» **Data extract**:
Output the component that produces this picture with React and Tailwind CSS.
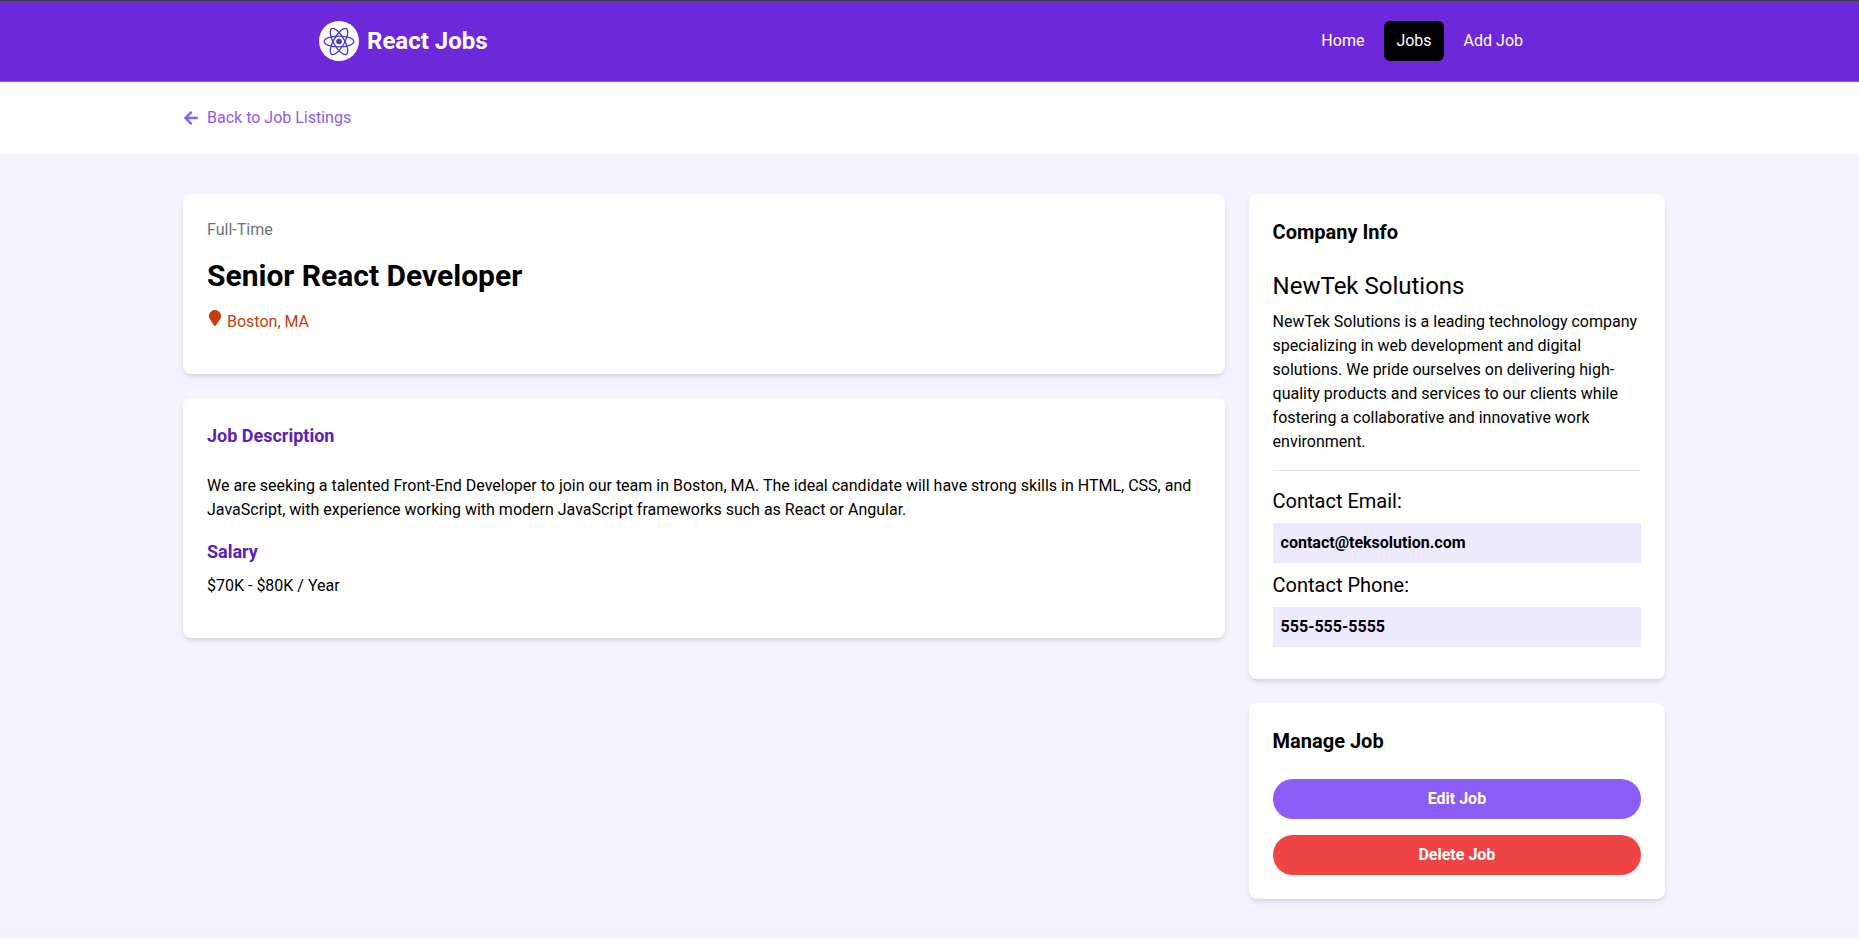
import { FaArrowLeft, FaMapMarker } from 'react-icons/fa';

const linkBase = 'rounded-md px-3 py-2 text-white';

function Logo() {
  return (
    <svg className="mr-2 h-10 w-10" viewBox="0 0 40 40" aria-hidden="true">
      <circle cx="20" cy="20" r="20" fill="#fff" />
      <g fill="none" stroke="#4338ca" strokeWidth="1.3">
        <ellipse cx="20" cy="20.5" rx="14.8" ry="5.4" />
        <ellipse cx="20" cy="20.5" rx="14.8" ry="5.4" transform="rotate(60 20 20.5)" />
        <ellipse cx="20" cy="20.5" rx="14.8" ry="5.4" transform="rotate(120 20 20.5)" />
      </g>
      <circle cx="20" cy="20.5" r="2.8" fill="#4338ca" />
    </svg>
  );
}

function Navbar() {
  return (
    <nav className="border-t border-b border-t-[#3b3b3b] border-b-[#8b5cf6] bg-[#6d28d9] pr-[5px]">
      <div className="mx-auto flex h-20 max-w-7xl items-center justify-between px-8">
        <a href="#home" className="flex items-center">
          <Logo />
          <span className="text-2xl font-bold text-white">React Jobs</span>
        </a>
        <div className="flex gap-2">
          <a href="#home" className={linkBase}>Home</a>
          <a href="#jobs" className={`${linkBase} bg-black`} aria-current="page">Jobs</a>
          <a href="#add" className={linkBase}>Add Job</a>
        </div>
      </div>
    </nav>
  );
}

function Card({ children }) {
  return <div className="rounded-lg bg-white p-6 shadow-md">{children}</div>;
}

export default function App() {
  return (
    <div className="bg-white font-['Roboto',sans-serif] text-base text-black">
      <Navbar />
      <section className="pr-[5px]">
        <div className="mx-auto max-w-[1536px] px-6 py-6">
          <a href="#jobs" className="flex items-center text-[#8b5cf6]">
            <FaArrowLeft className="mr-2" /> Back to Job Listings
          </a>
        </div>
      </section>
      <section className="bg-[#f5f3ff] pr-[5px]">
        <div className="mx-auto max-w-[1536px] px-6 py-10">
          <div className="grid w-full grid-cols-[70%_28%] gap-6">
            <main className="flex flex-col gap-6">
              <Card>
                <div className="mb-4 text-[#6b7280]">Full-Time</div>
                <h1 className="mb-4 text-3xl font-bold">Senior React Developer</h1>
                <div className="mb-4 flex text-[#c2410c]">
                  <FaMapMarker className="mr-1" />
                  <p>Boston, MA</p>
                </div>
              </Card>
              <Card>
                <h3 className="mb-6 text-lg font-bold text-[#5b21b6]">Job Description</h3>
                <p className="mb-4">
                  We are seeking a talented Front-End Developer to join our team in Boston, MA. The ideal
                  candidate will have strong skills in HTML, CSS, and JavaScript, with experience working
                  with modern JavaScript frameworks such as React or Angular.
                </p>
                <h3 className="mb-2 text-lg font-bold text-[#5b21b6]">Salary</h3>
                <p className="mb-4">$70K - $80K / Year</p>
              </Card>
            </main>
            <aside className="flex flex-col gap-6">
              <Card>
                <h3 className="mb-6 text-xl font-bold">Company Info</h3>
                <h2 className="text-2xl">NewTek Solutions</h2>
                <p className="my-2">
                  NewTek Solutions is a leading technology company specializing in web development and
                  digital solutions. We pride ourselves on delivering high-quality products and services
                  to our clients while fostering a collaborative and innovative work environment.
                </p>
                <hr className="my-4 border-[#e5e7eb]" />
                <h3 className="text-xl">Contact Email:</h3>
                <p className="my-2 bg-[#ede9fe] p-2 font-bold">contact@teksolution.com</p>
                <h3 className="text-xl">Contact Phone:</h3>
                <p className="my-2 bg-[#ede9fe] p-2 font-bold">555-555-5555</p>
              </Card>
              <Card>
                <h3 className="mb-6 text-xl font-bold">Manage Job</h3>
                <div className="flex flex-col gap-4">
                  <a href="#edit" className="rounded-full bg-[#8b5cf6] px-4 py-2 text-center font-bold text-white">
                    Edit Job
                  </a>
                  <button type="button" className="rounded-full bg-[#ef4444] px-4 py-2 font-bold text-white">
                    Delete Job
                  </button>
                </div>
              </Card>
            </aside>
          </div>
        </div>
      </section>
    </div>
  );
}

» **Task requirements**: Word for word, quote the full listing, omitting every picture.

» **Task answer**:
Output the component that produces this picture with React and Tailwind CSS.
import { FaArrowLeft, FaMapMarker } from 'react-icons/fa';

const linkBase = 'rounded-md px-3 py-2 text-white';

function Logo() {
  return (
    <svg className="mr-2 h-10 w-10" viewBox="0 0 40 40" aria-hidden="true">
      <circle cx="20" cy="20" r="20" fill="#fff" />
      <g fill="none" stroke="#4338ca" strokeWidth="1.3">
        <ellipse cx="20" cy="20.5" rx="14.8" ry="5.4" />
        <ellipse cx="20" cy="20.5" rx="14.8" ry="5.4" transform="rotate(60 20 20.5)" />
        <ellipse cx="20" cy="20.5" rx="14.8" ry="5.4" transform="rotate(120 20 20.5)" />
      </g>
      <circle cx="20" cy="20.5" r="2.8" fill="#4338ca" />
    </svg>
  );
}

function Navbar() {
  return (
    <nav className="border-t border-b border-t-[#3b3b3b] border-b-[#8b5cf6] bg-[#6d28d9] pr-[5px]">
      <div className="mx-auto flex h-20 max-w-7xl items-center justify-between px-8">
        <a href="#home" className="flex items-center">
          <Logo />
          <span className="text-2xl font-bold text-white">React Jobs</span>
        </a>
        <div className="flex gap-2">
          <a href="#home" className={linkBase}>Home</a>
          <a href="#jobs" className={`${linkBase} bg-black`} aria-current="page">Jobs</a>
          <a href="#add" className={linkBase}>Add Job</a>
        </div>
      </div>
    </nav>
  );
}

function Card({ children }) {
  return <div className="rounded-lg bg-white p-6 shadow-md">{children}</div>;
}

export default function App() {
  return (
    <div className="bg-white font-['Roboto',sans-serif] text-base text-black">
      <Navbar />
      <section className="pr-[5px]">
        <div className="mx-auto max-w-[1536px] px-6 py-6">
          <a href="#jobs" className="flex items-center text-[#8b5cf6]">
            <FaArrowLeft className="mr-2" /> Back to Job Listings
          </a>
        </div>
      </section>
      <section className="bg-[#f5f3ff] pr-[5px]">
        <div className="mx-auto max-w-[1536px] px-6 py-10">
          <div className="grid w-full grid-cols-[70%_28%] gap-6">
            <main className="flex flex-col gap-6">
              <Card>
                <div className="mb-4 text-[#6b7280]">Full-Time</div>
                <h1 className="mb-4 text-3xl font-bold">Senior React Developer</h1>
                <div className="mb-4 flex text-[#c2410c]">
                  <FaMapMarker className="mr-1" />
                  <p>Boston, MA</p>
                </div>
              </Card>
              <Card>
                <h3 className="mb-6 text-lg font-bold text-[#5b21b6]">Job Description</h3>
                <p className="mb-4">
                  We are seeking a talented Front-End Developer to join our team in Boston, MA. The ideal
                  candidate will have strong skills in HTML, CSS, and JavaScript, with experience working
                  with modern JavaScript frameworks such as React or Angular.
                </p>
                <h3 className="mb-2 text-lg font-bold text-[#5b21b6]">Salary</h3>
                <p className="mb-4">$70K - $80K / Year</p>
              </Card>
            </main>
            <aside className="flex flex-col gap-6">
              <Card>
                <h3 className="mb-6 text-xl font-bold">Company Info</h3>
                <h2 className="text-2xl">NewTek Solutions</h2>
                <p className="my-2">
                  NewTek Solutions is a leading technology company specializing in web development and
                  digital solutions. We pride ourselves on delivering high-quality products and services
                  to our clients while fostering a collaborative and innovative work environment.
                </p>
                <hr className="my-4 border-[#e5e7eb]" />
                <h3 className="text-xl">Contact Email:</h3>
                <p className="my-2 bg-[#ede9fe] p-2 font-bold">contact@teksolution.com</p>
                <h3 className="text-xl">Contact Phone:</h3>
                <p className="my-2 bg-[#ede9fe] p-2 font-bold">555-555-5555</p>
              </Card>
              <Card>
                <h3 className="mb-6 text-xl font-bold">Manage Job</h3>
                <div className="flex flex-col gap-4">
                  <a href="#edit" className="rounded-full bg-[#8b5cf6] px-4 py-2 text-center font-bold text-white">
                    Edit Job
                  </a>
                  <button type="button" className="rounded-full bg-[#ef4444] px-4 py-2 font-bold text-white">
                    Delete Job
                  </button>
                </div>
              </Card>
            </aside>
          </div>
        </div>
      </section>
    </div>
  );
}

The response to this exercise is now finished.